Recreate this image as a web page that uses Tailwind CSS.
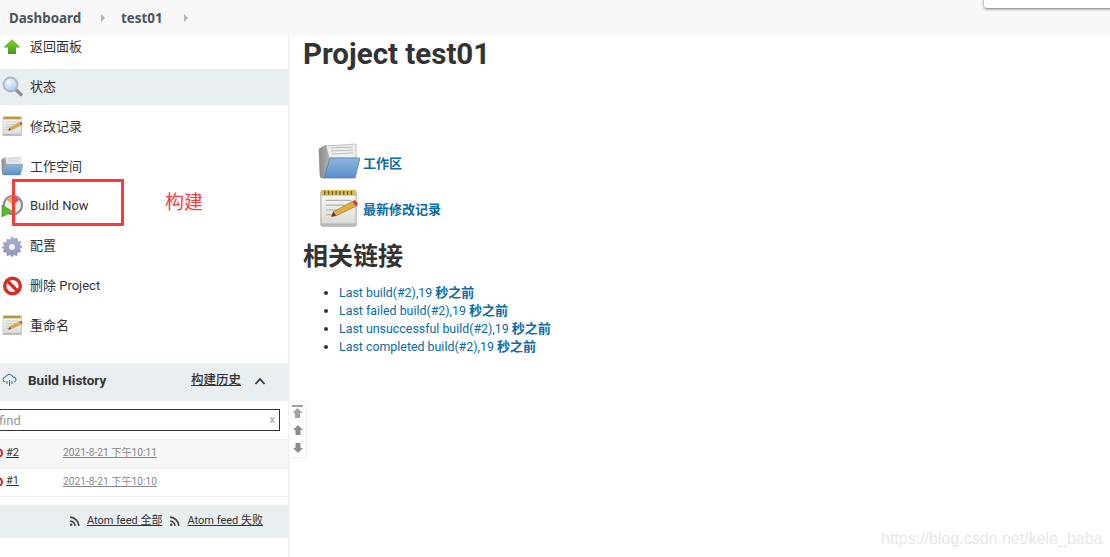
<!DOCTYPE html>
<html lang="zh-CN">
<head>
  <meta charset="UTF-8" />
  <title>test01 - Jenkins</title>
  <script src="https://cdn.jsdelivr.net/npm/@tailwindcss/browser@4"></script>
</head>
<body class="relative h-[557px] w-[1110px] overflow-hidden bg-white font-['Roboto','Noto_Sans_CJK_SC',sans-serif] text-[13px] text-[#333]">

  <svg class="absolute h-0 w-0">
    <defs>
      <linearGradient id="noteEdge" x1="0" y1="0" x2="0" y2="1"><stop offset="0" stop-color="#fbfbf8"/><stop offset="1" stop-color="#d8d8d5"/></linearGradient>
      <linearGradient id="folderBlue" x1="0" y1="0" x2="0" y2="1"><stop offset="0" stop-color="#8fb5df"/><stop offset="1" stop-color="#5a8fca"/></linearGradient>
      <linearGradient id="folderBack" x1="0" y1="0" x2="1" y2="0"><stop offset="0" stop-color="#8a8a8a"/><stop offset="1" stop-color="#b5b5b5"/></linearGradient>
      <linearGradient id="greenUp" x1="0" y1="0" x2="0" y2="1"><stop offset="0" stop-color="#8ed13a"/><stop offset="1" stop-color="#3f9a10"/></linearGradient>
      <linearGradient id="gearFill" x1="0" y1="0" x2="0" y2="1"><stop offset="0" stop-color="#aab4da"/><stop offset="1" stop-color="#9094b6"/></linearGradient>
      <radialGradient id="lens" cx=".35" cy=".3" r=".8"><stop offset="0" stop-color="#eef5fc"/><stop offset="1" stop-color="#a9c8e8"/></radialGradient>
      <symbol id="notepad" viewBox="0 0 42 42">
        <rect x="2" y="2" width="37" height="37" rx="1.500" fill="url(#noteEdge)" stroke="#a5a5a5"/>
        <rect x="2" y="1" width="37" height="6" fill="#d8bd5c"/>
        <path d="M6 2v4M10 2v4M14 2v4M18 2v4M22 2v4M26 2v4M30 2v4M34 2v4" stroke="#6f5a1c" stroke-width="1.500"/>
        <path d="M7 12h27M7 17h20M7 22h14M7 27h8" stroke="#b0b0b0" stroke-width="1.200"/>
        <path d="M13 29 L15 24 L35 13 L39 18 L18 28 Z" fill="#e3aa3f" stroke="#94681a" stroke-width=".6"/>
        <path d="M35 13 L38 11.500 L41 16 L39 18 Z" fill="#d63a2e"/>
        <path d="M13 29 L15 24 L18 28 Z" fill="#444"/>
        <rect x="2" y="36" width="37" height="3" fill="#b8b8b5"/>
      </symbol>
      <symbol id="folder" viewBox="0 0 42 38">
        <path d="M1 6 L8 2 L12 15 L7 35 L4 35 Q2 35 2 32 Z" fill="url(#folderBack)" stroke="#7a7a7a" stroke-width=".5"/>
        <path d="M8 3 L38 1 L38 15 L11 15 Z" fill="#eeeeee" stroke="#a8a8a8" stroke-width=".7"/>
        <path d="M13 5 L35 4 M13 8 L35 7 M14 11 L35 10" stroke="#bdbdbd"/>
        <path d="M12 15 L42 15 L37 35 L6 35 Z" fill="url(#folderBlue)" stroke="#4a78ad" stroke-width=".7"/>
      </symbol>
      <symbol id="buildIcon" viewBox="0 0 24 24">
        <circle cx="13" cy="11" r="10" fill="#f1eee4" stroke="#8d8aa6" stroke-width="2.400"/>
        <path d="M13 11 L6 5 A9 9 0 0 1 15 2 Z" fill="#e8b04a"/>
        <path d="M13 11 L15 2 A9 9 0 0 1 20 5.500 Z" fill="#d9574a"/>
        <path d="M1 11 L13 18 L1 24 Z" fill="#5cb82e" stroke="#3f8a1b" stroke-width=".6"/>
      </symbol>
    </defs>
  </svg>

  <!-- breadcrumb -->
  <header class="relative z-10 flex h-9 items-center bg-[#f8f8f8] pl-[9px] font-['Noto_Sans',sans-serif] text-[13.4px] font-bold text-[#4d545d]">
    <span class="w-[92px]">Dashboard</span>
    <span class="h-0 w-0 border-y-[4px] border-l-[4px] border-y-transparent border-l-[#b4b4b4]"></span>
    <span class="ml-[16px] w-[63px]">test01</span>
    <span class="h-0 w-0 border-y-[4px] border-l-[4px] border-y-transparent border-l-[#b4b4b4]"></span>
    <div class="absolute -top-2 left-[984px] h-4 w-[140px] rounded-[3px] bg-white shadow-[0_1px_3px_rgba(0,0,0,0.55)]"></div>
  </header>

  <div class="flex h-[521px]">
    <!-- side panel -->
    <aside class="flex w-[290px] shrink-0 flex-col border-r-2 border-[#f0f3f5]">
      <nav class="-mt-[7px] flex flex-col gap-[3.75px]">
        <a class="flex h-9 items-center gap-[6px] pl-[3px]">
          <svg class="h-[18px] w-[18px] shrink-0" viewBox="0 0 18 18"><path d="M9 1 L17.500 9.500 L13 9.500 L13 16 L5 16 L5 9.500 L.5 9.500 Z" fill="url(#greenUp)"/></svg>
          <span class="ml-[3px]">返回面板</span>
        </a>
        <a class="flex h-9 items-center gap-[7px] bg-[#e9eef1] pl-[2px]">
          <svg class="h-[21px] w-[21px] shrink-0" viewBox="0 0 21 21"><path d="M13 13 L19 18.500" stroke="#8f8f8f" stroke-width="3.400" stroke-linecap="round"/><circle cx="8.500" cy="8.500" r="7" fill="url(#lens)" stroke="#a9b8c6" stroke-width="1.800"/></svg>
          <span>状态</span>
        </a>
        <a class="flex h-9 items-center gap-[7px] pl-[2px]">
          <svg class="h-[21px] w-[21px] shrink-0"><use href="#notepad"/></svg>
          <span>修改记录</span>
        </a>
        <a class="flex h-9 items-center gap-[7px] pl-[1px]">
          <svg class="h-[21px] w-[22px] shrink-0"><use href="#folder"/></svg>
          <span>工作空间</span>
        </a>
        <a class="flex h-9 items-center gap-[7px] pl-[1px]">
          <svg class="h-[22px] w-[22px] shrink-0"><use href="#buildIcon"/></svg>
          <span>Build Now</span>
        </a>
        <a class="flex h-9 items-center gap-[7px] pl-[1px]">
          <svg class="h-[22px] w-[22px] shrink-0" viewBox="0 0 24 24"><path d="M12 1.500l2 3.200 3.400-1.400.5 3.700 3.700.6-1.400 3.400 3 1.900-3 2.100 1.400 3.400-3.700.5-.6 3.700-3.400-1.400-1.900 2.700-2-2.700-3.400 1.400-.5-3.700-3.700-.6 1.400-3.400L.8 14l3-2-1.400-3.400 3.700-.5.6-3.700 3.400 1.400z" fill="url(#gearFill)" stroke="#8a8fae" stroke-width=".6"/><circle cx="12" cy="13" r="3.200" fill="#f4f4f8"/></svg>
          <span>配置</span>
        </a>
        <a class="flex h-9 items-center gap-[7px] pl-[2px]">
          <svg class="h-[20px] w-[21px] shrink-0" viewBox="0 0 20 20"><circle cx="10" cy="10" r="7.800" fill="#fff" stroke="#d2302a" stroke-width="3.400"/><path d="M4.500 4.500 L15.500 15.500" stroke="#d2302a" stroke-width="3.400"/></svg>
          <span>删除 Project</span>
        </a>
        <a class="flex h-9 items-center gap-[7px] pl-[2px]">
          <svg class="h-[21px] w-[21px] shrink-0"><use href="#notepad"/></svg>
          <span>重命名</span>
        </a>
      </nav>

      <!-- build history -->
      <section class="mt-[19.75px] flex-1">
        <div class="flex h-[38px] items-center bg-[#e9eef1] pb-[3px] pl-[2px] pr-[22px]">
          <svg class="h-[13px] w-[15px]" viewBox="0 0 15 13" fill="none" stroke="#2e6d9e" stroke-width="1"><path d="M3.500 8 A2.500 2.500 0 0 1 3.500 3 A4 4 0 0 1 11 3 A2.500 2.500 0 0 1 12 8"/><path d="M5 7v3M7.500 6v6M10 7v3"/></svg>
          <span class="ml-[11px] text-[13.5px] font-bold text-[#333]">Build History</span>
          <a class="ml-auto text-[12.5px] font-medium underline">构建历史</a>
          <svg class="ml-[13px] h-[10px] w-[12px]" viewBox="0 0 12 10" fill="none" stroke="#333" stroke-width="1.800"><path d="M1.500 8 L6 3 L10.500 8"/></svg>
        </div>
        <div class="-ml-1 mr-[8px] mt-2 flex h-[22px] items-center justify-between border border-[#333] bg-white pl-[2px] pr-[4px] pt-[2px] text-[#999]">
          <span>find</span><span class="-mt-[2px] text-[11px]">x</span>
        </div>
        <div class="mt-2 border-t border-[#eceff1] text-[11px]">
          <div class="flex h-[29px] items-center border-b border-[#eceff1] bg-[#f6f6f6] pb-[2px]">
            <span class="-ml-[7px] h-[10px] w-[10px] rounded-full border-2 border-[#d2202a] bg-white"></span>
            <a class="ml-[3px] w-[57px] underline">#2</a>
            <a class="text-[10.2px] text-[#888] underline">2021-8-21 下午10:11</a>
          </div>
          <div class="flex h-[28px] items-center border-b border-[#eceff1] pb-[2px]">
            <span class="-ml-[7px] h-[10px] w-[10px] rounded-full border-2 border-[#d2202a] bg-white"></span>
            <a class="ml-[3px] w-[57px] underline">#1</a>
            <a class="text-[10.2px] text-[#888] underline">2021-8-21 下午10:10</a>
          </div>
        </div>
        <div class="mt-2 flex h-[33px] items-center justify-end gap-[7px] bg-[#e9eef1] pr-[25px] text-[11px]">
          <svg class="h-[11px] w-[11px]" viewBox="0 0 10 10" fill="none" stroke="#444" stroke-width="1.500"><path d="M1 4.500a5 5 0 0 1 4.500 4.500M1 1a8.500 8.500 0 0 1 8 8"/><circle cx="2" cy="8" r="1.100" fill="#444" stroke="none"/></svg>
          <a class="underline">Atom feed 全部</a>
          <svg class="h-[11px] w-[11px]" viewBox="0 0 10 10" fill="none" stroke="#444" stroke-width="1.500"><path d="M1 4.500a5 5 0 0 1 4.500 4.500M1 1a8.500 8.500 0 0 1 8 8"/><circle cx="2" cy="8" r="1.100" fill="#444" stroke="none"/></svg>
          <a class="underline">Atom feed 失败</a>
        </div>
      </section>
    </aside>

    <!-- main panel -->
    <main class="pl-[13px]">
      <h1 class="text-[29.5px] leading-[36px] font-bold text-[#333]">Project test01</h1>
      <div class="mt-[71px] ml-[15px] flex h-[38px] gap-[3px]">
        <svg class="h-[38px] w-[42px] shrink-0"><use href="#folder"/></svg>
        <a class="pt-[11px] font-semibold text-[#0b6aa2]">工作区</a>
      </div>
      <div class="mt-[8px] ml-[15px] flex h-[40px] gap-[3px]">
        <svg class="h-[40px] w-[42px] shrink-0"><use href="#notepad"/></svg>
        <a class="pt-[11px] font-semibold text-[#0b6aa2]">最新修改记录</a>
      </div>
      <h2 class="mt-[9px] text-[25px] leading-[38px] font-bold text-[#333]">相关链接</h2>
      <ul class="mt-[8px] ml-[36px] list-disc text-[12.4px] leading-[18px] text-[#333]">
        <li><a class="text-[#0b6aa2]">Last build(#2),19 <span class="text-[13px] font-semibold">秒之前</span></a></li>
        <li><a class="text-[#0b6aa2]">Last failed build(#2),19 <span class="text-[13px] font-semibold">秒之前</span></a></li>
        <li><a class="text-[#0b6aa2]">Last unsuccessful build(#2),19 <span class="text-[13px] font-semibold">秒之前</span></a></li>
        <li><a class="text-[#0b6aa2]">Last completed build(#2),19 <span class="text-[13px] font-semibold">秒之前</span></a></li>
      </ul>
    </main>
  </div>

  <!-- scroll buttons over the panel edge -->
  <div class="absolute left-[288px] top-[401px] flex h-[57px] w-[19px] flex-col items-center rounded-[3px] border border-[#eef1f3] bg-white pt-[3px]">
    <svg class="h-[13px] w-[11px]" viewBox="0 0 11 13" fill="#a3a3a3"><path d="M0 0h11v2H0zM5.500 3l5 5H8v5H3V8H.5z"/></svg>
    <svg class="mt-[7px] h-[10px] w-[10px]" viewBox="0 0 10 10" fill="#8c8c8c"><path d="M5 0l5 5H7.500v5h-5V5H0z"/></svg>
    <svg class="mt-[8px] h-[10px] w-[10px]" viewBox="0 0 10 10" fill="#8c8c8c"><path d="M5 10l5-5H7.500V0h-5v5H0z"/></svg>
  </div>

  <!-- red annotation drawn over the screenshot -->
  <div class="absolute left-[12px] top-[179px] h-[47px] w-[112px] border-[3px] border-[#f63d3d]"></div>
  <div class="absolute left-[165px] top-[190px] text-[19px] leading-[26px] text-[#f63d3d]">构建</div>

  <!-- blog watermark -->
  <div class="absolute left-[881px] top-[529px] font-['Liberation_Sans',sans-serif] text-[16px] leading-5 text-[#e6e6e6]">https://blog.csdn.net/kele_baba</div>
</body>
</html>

### Directions for this task
Write out again exactly the lines from the start of the data above through the line containing "h-[557px] w-[1110px] overflow-hidden", inclusive, excluding any pictures.

### Problem solution
Recreate this image as a web page that uses Tailwind CSS.
<!DOCTYPE html>
<html lang="zh-CN">
<head>
  <meta charset="UTF-8" />
  <title>test01 - Jenkins</title>
  <script src="https://cdn.jsdelivr.net/npm/@tailwindcss/browser@4"></script>
</head>
<body class="relative h-[557px] w-[1110px] overflow-hidden bg-white font-['Roboto','Noto_Sans_CJK_SC',sans-serif] text-[13px] text-[#333]">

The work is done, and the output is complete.